3) Debugging and monitor launches: The fastest way to clutter your dashboard and eat into event quota is to ship an instrumentation bug that fires excessive events. To avoid this, we’ve trained our development team, including our QA testers, to test Amplitude instrumentation. After any launch, we monitor Amplitude event volume to find analytics bugs early.
4) Less is more: Only log the data you need to set and validate hypotheses. Avoid the temptation to collect data just because it’s there, and actively remove event logs if they’re not helping you. We proactively deprecate events that are no longer relevant and discuss logging changes in an #analytics Slack channel.
Kapwing’s analytics stack is still a work in progress.
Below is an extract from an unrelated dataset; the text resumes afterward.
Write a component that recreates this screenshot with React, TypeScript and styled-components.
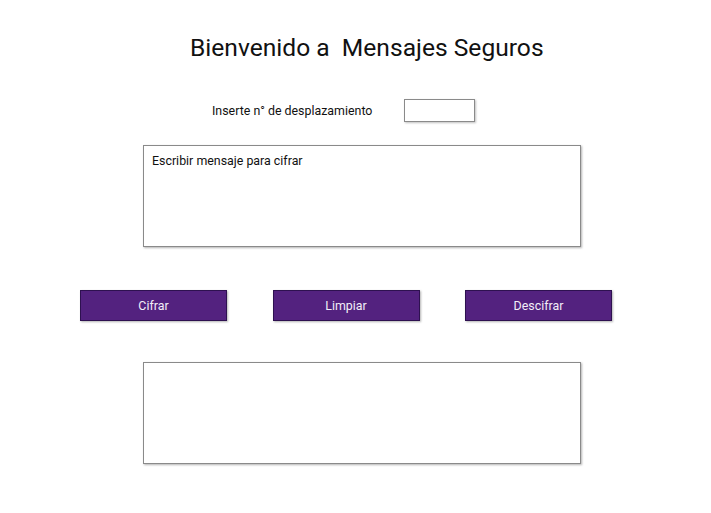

On two occasions, we have hit our event quota before the end of the month and “flew blind” for a few days. But we’ve found that Amplitude’s event quotas force us to have discipline around data cleanliness, which is good for the whole company.
Conclusion
Product insights supercharge a product team and strengthen a fundraising narrative, making it easier to achieve product market fit and increase the value of your business. But hasty implementations and over-instrumentation can negate these benefits and make your dashboards unintelligible.
For data that speeds you up instead of slowing you down, be extremely intentional about the data you collect. Start with the questions you need to answer to make crucial decisions and instrument those metrics first. After that, slowly introduce more information that is valuable to the team.
I hope this article gives other entrepreneurs tactical and strategic insights they can use to reduce cost and set up their product analytics stack. Please share with other founders who are trying to understand usage behavior in their own app. Happy hacking and tracking!